Bellevue, stakeholders collaborate to boost development, workforce housing
The Lens | TJ Martinelli | July 21, 2021
The Bellevue City Council has voted unanimously to revise its multifamily tax exemption (MFTE) program following a months-long collaboration with local builders and workforce housing stakeholders. Real estate industry leaders say the changes will transform the rarely used program as the city moves through a period of significant growth.
“The council really showed good leadership in getting their staff to be collaborative and get a balanced outcome on this,” said Kevin Wallace, a former Bellevue City Councilmember. Wallace is president of Wallace Properties, and his company recently announced plans to build a mid-rise workforce building in downtown, where thousands of new workers are expected to arrive in 2023.
Without the changes made to the MFTE, he said “we would have had to go with a luxury condo instead,” adding that it means growth will be directed near transit stations; the program in other areas has encouraged such mixed-use development near transportation and downtown hubs.

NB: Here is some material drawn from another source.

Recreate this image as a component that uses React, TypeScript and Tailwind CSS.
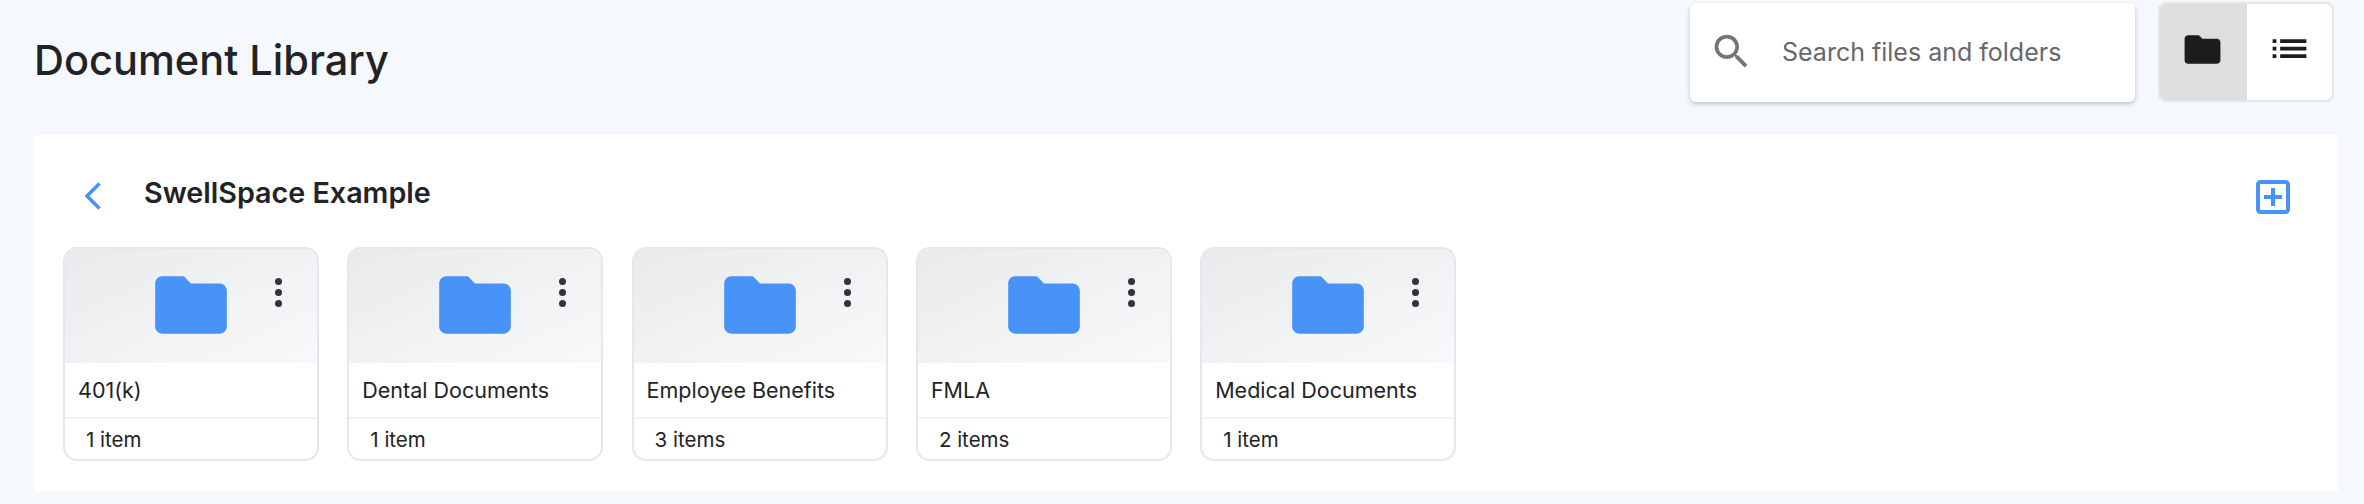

The MFTE is a statewide program adopted in the 1990s that allows local jurisdictions flexibility in terms of requirements for builders, such as the number of more affordable units in the project and what area median income (AMI) percentage would apply to those units. For projects that meet the criteria, developers receive a 12-year exemption on property taxes paid on housing that has 20 percent of those units included in the project. Under the program, 424 developments containing a total of 34,885 units have received a tax exemption.

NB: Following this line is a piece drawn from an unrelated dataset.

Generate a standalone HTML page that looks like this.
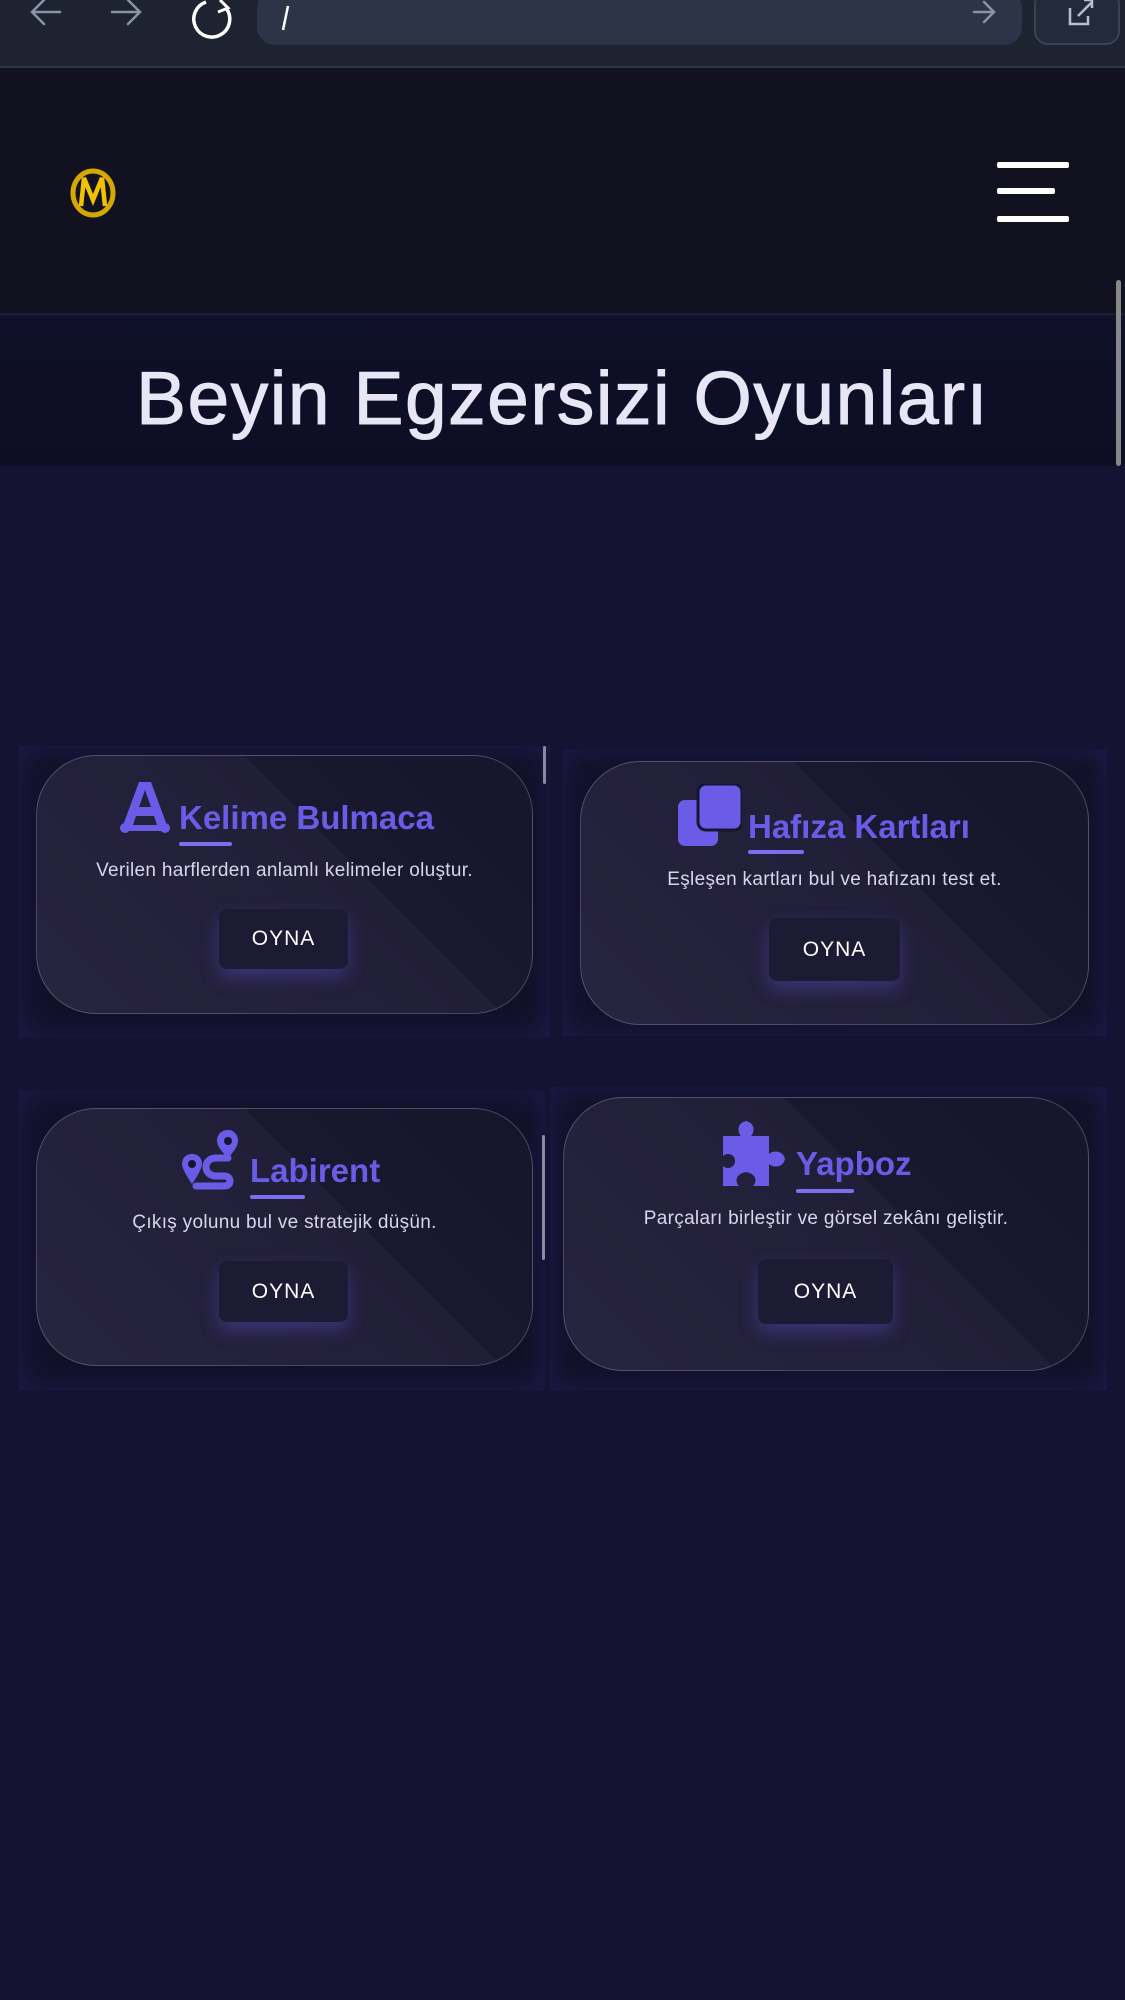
<!DOCTYPE html>
<html><head><meta charset="utf-8">
<style>
*{margin:0;padding:0;box-sizing:border-box}
body{width:1125px;height:2000px;background:#141432;font-family:"Liberation Sans",sans-serif;position:relative;overflow:hidden}
.abs{position:absolute}
.bar{left:0;top:0;width:1125px;height:68px;background:#1d2331;border-bottom:2px solid #2c3446}
.url{left:257px;top:-10px;width:765px;height:55px;background:#2d3447;border-radius:18px}
.ext{left:1034px;top:-10px;width:86px;height:55px;border:2px solid #3a4256;border-radius:14px;background:#232a3a}
.hdr{left:0;top:68px;width:1125px;height:247px;background:#111120;border-bottom:2px solid #1c1d35}
.band{left:0;top:316px;width:1125px;height:150px;background:linear-gradient(180deg,#0f1029,#0d0e24)}
.title{left:0;top:350px;width:1125px;text-align:center;color:#e8e6f6;font-size:75px;line-height:96px;letter-spacing:1.5px;-webkit-text-stroke:1px #e8e6f6}
.ham{left:997px;width:72px;height:6px;background:#fff;border-radius:2px}
.outer{background:#111128;box-shadow:inset 0 0 30px rgba(60,50,150,0.35)}
.card{border:1.5px solid rgba(200,200,230,0.28);border-radius:60px;background:linear-gradient(225deg,#16152c 0%,#19182f 38%,#211e38 38.3%,#27243f 100%);overflow:hidden}
.ct{color:#6b5ce7;font-weight:bold;font-size:33px;white-space:nowrap}
.ul{height:4px;background:#7d6ef0;border-radius:2px}
.desc{color:#d8d6ec;font-size:19px;text-align:center;white-space:nowrap;letter-spacing:0.3px}
.btn{background:#1d1b33;border-radius:8px;color:#fff;font-size:21px;letter-spacing:1px;display:flex;align-items:center;justify-content:center;box-shadow:0 8px 18px rgba(110,90,230,0.35)}
.sb{width:3px;background:#8a8aa0;border-radius:2px}
</style></head><body>
<div class="abs bar"></div>
<div class="abs url"></div>
<div class="abs ext"></div>
<svg class="abs" style="left:0;top:0" width="1125" height="60">
<g stroke="#8b93a7" stroke-width="2.5" fill="none" stroke-linecap="round">
<path d="M60 12H32M44 0L32 12L44 24"/>
<path d="M112 12H140M128 0L140 12L128 24"/>
<path d="M974 12H994M984 2L994 12L984 22"/>
</g>
<path d="M226 8A18 18 0 1 1 206 2" stroke="#fff" stroke-width="3.5" fill="none"/>
<path d="M220 0L228 8L218 12" stroke="#fff" stroke-width="3" fill="none"/>
<path d="M288 6L283 30" stroke="#fff" stroke-width="2.5"/>
<g stroke="#b8bfcf" stroke-width="2.5" fill="none"><path d="M1070 8V24H1088V16"/><path d="M1078 16L1092 2M1084 0H1092V8"/></g>
</svg>
<div class="abs hdr"></div>
<svg class="abs" style="left:66px;top:166px" width="54" height="54" viewBox="0 0 54 54">
<ellipse cx="27" cy="27" rx="20" ry="22" fill="none" stroke="#d4a800" stroke-width="5"/>
<path d="M15 40L18 12L27 34L36 12L39 40" stroke="#f2c200" stroke-width="4.5" fill="none"/>
</svg>
<div class="abs ham" style="top:162px"></div>
<div class="abs ham" style="top:188px;width:58px"></div>
<div class="abs ham" style="top:216px"></div>
<div class="abs band"></div>
<div class="abs title">Beyin Egzersizi Oyunları</div>
<div class="abs" style="left:1116px;top:280px;width:5px;height:186px;background:#888;border-radius:3px"></div>

<!-- card 1 -->
<div class="abs outer" style="left:19px;top:746px;width:531px;height:291px"></div>
<div class="abs card" style="left:36px;top:755px;width:497px;height:259px"></div>
<svg class="abs" style="left:118px;top:780px" width="54" height="56" viewBox="0 0 54 56"><path d="M21 2H33L50 48H40L36 36H18L14 48H4ZM21 27H33L27 10Z" fill="#6b5ce7"/><rect x="2" y="45" width="50" height="6" rx="3" fill="#6b5ce7"/><circle cx="7" cy="48" r="5" fill="#6b5ce7"/><circle cx="47" cy="48" r="5" fill="#6b5ce7"/></svg>
<div class="abs ct" style="left:179px;top:799px">Kelime Bulmaca</div>
<div class="abs ul" style="left:179px;top:842px;width:53px"></div>
<div class="abs desc" style="left:36px;top:860px;width:497px">Verilen harflerden anlamlı kelimeler oluştur.</div>
<div class="abs btn" style="left:219px;top:909px;width:129px;height:60px">OYNA</div>
<div class="abs sb" style="left:543px;top:746px;height:38px"></div>

<!-- card 2 -->
<div class="abs outer" style="left:563px;top:749px;width:544px;height:287px"></div>
<div class="abs card" style="left:580px;top:761px;width:509px;height:264px"></div>
<svg class="abs" style="left:678px;top:784px" width="64" height="62" viewBox="0 0 64 62"><rect x="0" y="16" width="40" height="46" rx="7" fill="#6b5ce7"/><rect x="20" y="0" width="44" height="46" rx="8" fill="#6b5ce7" stroke="#17162e" stroke-width="3"/></svg>
<div class="abs ct" style="left:748px;top:808px">Hafıza Kartları</div>
<div class="abs ul" style="left:748px;top:850px;width:56px"></div>
<div class="abs desc" style="left:580px;top:869px;width:509px">Eşleşen kartları bul ve hafızanı test et.</div>
<div class="abs btn" style="left:769px;top:918px;width:131px;height:63px">OYNA</div>

<!-- card 3 -->
<div class="abs outer" style="left:19px;top:1091px;width:526px;height:299px"></div>
<div class="abs card" style="left:36px;top:1108px;width:497px;height:258px"></div>
<svg class="abs" style="left:182px;top:1130px" width="64" height="64" viewBox="0 0 64 64"><path d="M46 0C39 0 35 5 35 11C35 18 46 28 46 28C46 28 56 18 56 11C56 5 52 0 46 0Z" fill="#6b5ce7"/><circle cx="46" cy="11" r="4" fill="#17162e"/><path d="M10 24C4 24 0 28 0 34C0 40 10 54 10 54C10 54 20 40 20 34C20 28 16 24 10 24Z" fill="#6b5ce7"/><circle cx="10" cy="34" r="4" fill="#17162e"/><path d="M46 28H34C28 28 24 32 24 37C24 42 28 46 34 46H42C46 46 48 48 48 51C48 54 46 56 42 56H14" stroke="#6b5ce7" stroke-width="7" fill="none" stroke-linecap="round"/></svg>
<div class="abs ct" style="left:250px;top:1152px">Labirent</div>
<div class="abs ul" style="left:250px;top:1195px;width:55px"></div>
<div class="abs desc" style="left:36px;top:1212px;width:497px">Çıkış yolunu bul ve stratejik düşün.</div>
<div class="abs btn" style="left:219px;top:1261px;width:129px;height:61px">OYNA</div>
<div class="abs sb" style="left:542px;top:1135px;height:125px"></div>

<!-- card 4 -->
<div class="abs outer" style="left:550px;top:1087px;width:557px;height:303px"></div>
<div class="abs card" style="left:563px;top:1097px;width:526px;height:274px"></div>
<svg class="abs" style="left:723px;top:1120px" width="66" height="66" viewBox="0 0 66 66"><path d="M0 16H18C14 12 14 3 23 1C32 3 32 12 28 16H46V34C50 30 60 30 62 39C60 48 50 48 46 44V66H30C34 62 34 54 23 52C12 54 12 62 16 66H0V46C4 50 12 48 12 41C12 34 4 32 0 36Z" fill="#6b5ce7"/></svg>
<div class="abs ct" style="left:796px;top:1145px">Yapboz</div>
<div class="abs ul" style="left:796px;top:1189px;width:58px"></div>
<div class="abs desc" style="left:563px;top:1208px;width:526px">Parçaları birleştir ve görsel zekânı geliştir.</div>
<div class="abs btn" style="left:758px;top:1259px;width:135px;height:65px">OYNA</div>
</body></html>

Ensuring sure the program pencils out for all stakeholders has required a balance between the incentives that allow the developer to put a project together, and the public benefit of units with lower rents as a result of such a project. Those involved acknowledge that achieving this can be challenging – especially within the Puget Sound region where housing costs continue to rise.
Microsoft is among the many stakeholders working toward more affordable options and has committed $750 million to workforce housing in the area. In testimony before the Bellevue City Council on June 28, Microsoft Senior Director of Philanthropies Jane Broom said: “As jobs grow across the Eastside, we need to ensure the people who work here can live here, too.
“Our hope is that as Bellevue prepares for several years of unprecedented growth, utilization of this program will result in hundreds of new below-market affordable homes,” Broom continued. “The nurses, day care workers, restaurant managers, teachers, firefighters and police officers who will live in these homes are the backbone of what make our communities great.”
This legislative session state lawmakers enacted SB 5287 sponsored by Sen. Mona Das (D-37), which extends the MFTE to all cities in the state as well as the urban growth areas (UGAs) of certain counties. The bill also extended several local programs set to expire.
The original bill would have also increased the required minimum number of affordable units in a project and lower the AMIs, a move Vulcan Development Manager Brandon Morgan said “would have made it far less appealing to use. Cities can choose to go underneath that (AMI). But by lowering that, you might potentially knock out cities that are in higher cost areas.”
Another stakeholder involved in the process said it was encouraging to “see the recognition that there is value in continuing the program, and also that there was built into the legislation a commitment to continue studying its longterm viability.”
While the Seattle area has seen success with its MFTE, the program has to date not been used much in Bellevue, with just two such projects in downtown. Under the Bellevue program prior to its latest revisions, the AMI percentage was between 50-70 percent, and at least 15 percent of the units had to be two-bedrooms or more.
Although the program had been amended in 2018, Morgan said it “needed a tune-up. There weren’t many takers. Many were wondering why. With a tidal wave of new growth coming, we realized their policy goals needed to change.”
In October the city started outreach with various stakeholders, including the Bellevue Chamber of Commerce’s PLUSH Committee and the Downtown Bellevue Association.
“We all had a frank discussion,” Morgan said, adding that from the builder’s perspective, the AMI was unworkable. With rising cost of construction, the gaps are just too big to overcome,” to make a project balance out, he said.
So the group worked to adjust that threshold, along with a rent-hike cap and a component that gave a 30 percent discount on parking stalls purchased by tenants in the units.
“I think this was collaborative in the sense that everyone realized something’s wrong,” Morgan said. “We needed to do something to fix it because the city would miss out. Cities sometimes will approach it where the staff will pick something, throw it out there, ask for public comment, and it doesn’t feel as much of a collaborative process when it starts that way. You can save a lot of time and energy when you get the stakeholders together in a less formal setting…test drive some of those suggestions.”
“They ended with something where the council felt confident there was broad support for what they did,” Wallace said. “The right balance was struck.”
Moreover, Morgan hopes the collaborative process by which those changes were hashed out can be used as the city looks at other potential code revisions.
“Bellevue is going through a lot of change right now. Some of their policies have to be updated to meet that change. They don’t want to be behind the curve.”